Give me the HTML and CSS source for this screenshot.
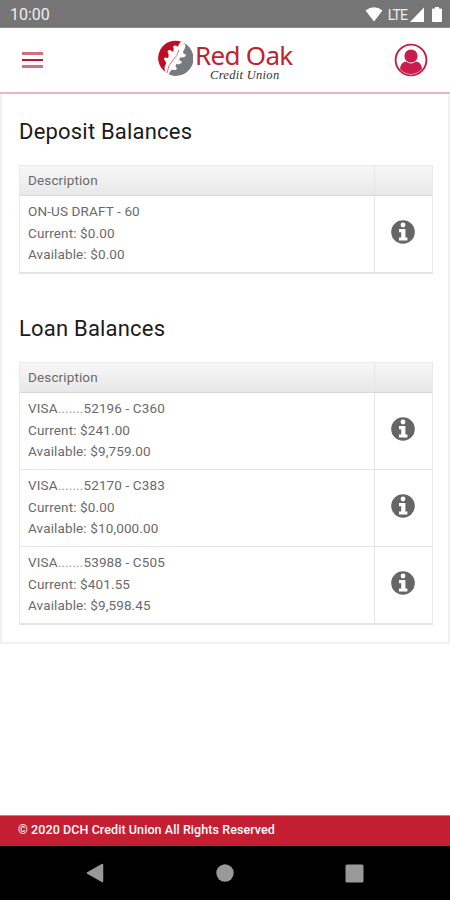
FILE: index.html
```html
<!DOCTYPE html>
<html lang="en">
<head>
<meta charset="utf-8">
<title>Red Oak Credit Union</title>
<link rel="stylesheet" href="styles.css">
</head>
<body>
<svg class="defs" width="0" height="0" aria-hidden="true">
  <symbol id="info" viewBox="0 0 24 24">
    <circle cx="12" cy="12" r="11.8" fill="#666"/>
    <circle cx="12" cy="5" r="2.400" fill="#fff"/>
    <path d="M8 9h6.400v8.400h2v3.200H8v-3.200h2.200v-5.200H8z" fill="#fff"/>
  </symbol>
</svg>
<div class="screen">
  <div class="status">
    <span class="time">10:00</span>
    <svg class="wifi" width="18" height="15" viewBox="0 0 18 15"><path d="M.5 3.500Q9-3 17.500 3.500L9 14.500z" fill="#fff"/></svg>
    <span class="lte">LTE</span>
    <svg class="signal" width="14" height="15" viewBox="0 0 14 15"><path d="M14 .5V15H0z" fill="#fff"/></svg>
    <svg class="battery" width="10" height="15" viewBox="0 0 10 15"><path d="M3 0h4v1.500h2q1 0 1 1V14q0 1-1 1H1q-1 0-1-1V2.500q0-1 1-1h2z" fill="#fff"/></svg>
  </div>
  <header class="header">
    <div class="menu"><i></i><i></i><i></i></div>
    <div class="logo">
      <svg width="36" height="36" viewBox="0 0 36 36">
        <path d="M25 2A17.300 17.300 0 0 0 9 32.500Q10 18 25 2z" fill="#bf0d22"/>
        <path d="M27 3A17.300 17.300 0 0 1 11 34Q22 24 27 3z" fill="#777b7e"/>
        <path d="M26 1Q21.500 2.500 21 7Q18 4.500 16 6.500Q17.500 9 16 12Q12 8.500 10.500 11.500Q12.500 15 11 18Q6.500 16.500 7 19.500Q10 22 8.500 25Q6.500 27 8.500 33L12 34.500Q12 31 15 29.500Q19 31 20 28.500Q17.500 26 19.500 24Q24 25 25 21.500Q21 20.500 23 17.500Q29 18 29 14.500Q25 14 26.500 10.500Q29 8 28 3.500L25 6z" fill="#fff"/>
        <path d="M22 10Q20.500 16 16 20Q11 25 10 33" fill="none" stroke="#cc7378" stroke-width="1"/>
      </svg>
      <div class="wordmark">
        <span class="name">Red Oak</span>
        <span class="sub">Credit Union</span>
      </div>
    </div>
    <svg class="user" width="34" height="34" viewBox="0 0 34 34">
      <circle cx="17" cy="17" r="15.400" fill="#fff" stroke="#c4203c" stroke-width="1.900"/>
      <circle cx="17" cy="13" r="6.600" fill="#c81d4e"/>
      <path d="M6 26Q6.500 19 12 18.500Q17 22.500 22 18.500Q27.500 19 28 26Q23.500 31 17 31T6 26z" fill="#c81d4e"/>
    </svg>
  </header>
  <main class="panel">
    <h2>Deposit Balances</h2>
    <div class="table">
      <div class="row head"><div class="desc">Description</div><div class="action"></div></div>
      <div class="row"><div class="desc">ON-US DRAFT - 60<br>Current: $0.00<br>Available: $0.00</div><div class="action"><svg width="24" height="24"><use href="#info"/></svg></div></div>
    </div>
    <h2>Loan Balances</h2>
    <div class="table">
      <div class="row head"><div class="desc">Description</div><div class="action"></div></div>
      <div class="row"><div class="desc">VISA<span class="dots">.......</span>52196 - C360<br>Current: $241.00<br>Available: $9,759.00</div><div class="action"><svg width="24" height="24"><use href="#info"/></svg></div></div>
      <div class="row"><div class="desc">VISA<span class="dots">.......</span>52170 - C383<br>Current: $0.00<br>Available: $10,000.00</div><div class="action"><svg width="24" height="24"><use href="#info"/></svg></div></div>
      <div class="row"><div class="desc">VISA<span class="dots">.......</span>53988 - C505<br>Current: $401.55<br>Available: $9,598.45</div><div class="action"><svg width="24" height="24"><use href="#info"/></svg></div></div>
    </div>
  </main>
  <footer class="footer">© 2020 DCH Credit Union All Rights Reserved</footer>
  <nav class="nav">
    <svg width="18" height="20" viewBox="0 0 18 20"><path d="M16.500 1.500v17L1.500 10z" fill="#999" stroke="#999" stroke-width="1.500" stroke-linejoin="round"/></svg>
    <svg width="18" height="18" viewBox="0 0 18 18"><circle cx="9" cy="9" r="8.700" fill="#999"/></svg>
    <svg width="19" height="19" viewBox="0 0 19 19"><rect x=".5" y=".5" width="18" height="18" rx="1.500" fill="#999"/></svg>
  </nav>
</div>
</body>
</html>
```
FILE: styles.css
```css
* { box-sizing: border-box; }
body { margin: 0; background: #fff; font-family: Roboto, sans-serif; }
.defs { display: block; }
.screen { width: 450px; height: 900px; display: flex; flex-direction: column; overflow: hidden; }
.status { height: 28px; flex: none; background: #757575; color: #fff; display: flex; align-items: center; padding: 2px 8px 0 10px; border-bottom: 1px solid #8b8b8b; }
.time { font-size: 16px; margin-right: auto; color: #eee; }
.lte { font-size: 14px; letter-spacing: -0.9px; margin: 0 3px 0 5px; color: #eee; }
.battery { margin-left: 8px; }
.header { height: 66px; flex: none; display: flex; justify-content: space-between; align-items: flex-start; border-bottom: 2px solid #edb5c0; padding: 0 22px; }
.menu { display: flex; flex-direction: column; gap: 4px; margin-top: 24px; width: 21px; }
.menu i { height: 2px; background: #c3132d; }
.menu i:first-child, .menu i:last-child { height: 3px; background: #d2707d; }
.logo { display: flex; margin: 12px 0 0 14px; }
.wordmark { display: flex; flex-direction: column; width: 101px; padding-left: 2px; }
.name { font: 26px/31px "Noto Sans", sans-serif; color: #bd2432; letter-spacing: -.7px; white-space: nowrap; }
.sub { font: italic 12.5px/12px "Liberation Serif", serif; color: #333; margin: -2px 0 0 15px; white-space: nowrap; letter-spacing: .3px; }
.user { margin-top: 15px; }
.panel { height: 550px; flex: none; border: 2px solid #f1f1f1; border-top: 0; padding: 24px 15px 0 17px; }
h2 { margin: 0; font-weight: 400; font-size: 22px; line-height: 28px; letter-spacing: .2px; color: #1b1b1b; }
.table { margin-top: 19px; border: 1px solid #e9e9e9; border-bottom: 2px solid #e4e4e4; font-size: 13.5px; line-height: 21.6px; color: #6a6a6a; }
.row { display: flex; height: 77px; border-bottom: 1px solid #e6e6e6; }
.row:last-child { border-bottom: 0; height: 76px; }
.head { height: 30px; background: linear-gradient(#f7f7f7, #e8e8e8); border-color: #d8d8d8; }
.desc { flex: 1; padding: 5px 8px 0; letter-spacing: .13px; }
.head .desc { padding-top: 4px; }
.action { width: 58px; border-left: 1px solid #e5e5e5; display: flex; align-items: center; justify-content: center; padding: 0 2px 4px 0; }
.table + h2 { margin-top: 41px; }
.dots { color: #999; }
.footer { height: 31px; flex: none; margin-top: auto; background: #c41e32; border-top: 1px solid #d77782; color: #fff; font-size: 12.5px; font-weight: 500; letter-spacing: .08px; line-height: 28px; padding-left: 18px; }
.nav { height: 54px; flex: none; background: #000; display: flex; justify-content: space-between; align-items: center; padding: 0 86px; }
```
* * *
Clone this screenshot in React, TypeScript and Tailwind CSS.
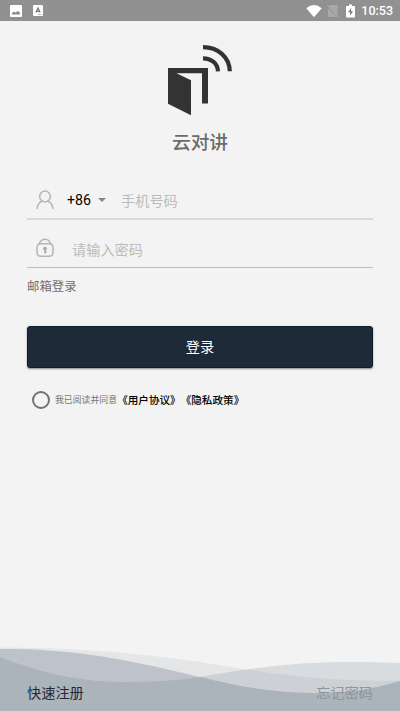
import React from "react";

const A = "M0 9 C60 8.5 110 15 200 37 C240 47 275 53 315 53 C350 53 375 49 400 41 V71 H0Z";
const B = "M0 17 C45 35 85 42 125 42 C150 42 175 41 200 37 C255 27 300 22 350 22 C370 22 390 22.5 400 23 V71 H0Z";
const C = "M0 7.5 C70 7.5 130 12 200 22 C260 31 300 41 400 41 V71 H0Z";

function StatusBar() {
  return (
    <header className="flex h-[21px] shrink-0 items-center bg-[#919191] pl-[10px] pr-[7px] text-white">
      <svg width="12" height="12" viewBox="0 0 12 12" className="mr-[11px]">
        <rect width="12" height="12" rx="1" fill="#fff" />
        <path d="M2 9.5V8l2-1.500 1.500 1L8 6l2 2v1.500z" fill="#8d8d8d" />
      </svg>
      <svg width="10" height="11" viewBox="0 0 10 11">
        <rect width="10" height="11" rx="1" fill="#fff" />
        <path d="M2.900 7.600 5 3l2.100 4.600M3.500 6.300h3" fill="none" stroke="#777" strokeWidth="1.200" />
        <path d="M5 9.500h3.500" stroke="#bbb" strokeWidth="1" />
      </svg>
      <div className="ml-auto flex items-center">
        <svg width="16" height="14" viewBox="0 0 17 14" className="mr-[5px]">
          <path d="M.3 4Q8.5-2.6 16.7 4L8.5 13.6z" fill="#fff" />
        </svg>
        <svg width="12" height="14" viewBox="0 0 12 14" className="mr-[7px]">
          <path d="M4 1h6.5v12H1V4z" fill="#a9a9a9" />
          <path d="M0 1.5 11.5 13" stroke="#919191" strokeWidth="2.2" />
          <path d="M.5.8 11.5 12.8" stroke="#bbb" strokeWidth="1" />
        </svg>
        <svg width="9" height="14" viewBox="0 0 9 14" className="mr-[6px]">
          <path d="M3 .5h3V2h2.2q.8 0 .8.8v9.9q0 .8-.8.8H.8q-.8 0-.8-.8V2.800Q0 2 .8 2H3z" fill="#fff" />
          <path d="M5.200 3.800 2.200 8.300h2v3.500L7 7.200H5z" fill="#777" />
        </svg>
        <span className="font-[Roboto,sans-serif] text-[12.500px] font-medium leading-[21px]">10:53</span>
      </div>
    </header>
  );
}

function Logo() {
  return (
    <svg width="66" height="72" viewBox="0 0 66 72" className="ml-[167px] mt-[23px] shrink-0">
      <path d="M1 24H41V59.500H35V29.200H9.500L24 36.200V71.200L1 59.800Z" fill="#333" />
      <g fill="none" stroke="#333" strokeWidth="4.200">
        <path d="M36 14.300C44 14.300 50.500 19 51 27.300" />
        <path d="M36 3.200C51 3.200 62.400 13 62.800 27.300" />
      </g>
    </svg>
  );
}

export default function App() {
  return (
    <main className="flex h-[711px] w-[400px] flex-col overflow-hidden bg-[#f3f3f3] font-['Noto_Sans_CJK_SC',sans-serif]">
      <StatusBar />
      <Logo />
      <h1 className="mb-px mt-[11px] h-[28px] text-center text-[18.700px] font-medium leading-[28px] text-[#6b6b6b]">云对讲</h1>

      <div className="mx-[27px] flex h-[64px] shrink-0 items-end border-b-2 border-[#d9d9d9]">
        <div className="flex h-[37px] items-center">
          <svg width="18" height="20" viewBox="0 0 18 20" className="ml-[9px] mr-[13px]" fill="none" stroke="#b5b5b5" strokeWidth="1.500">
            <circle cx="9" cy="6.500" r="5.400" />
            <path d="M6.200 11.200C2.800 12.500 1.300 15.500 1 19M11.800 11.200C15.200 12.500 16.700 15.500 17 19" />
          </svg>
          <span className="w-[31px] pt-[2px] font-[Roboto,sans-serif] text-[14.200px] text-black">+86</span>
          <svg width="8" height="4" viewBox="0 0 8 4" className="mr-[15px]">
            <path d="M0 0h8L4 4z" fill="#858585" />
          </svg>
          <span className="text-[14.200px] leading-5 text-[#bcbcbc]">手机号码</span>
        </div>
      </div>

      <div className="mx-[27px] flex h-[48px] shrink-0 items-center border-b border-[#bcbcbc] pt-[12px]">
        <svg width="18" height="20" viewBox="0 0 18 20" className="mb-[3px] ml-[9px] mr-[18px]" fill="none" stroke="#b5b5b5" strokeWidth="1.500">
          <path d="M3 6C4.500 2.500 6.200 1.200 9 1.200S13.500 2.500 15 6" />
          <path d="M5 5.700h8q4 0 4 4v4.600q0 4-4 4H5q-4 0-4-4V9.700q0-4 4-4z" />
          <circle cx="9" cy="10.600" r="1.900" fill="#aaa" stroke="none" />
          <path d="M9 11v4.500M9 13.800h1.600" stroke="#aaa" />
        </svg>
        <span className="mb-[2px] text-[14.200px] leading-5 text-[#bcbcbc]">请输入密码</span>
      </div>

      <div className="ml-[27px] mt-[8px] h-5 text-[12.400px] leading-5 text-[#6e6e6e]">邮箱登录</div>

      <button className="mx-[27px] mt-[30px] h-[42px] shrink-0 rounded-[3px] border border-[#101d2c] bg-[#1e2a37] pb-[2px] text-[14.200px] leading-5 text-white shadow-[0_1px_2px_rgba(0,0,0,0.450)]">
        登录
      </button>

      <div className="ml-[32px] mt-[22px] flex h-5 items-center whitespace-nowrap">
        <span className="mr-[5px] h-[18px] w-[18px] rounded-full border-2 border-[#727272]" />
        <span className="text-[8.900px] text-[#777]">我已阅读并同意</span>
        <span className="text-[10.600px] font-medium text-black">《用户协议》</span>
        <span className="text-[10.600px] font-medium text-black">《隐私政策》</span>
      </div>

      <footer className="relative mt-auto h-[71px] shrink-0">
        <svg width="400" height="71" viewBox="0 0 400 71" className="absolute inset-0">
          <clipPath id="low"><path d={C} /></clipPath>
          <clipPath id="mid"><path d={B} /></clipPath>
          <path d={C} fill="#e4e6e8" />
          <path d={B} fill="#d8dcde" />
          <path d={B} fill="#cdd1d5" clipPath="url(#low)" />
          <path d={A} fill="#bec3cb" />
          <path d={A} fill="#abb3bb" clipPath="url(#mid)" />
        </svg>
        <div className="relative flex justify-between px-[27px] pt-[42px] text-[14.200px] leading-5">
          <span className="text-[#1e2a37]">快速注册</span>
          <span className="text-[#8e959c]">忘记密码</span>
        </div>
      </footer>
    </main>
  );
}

## Given problem
From the line that has "Clone this screenshot" through the line that has "7.5 C70 7.5", reproduce each line exactly as it stands and nothing else; do not include any pictures.

## Solved exercise
Clone this screenshot in React, TypeScript and Tailwind CSS.
import React from "react";

const A = "M0 9 C60 8.5 110 15 200 37 C240 47 275 53 315 53 C350 53 375 49 400 41 V71 H0Z";
const B = "M0 17 C45 35 85 42 125 42 C150 42 175 41 200 37 C255 27 300 22 350 22 C370 22 390 22.5 400 23 V71 H0Z";
const C = "M0 7.5 C70 7.5 130 12 200 22 C260 31 300 41 400 41 V71 H0Z";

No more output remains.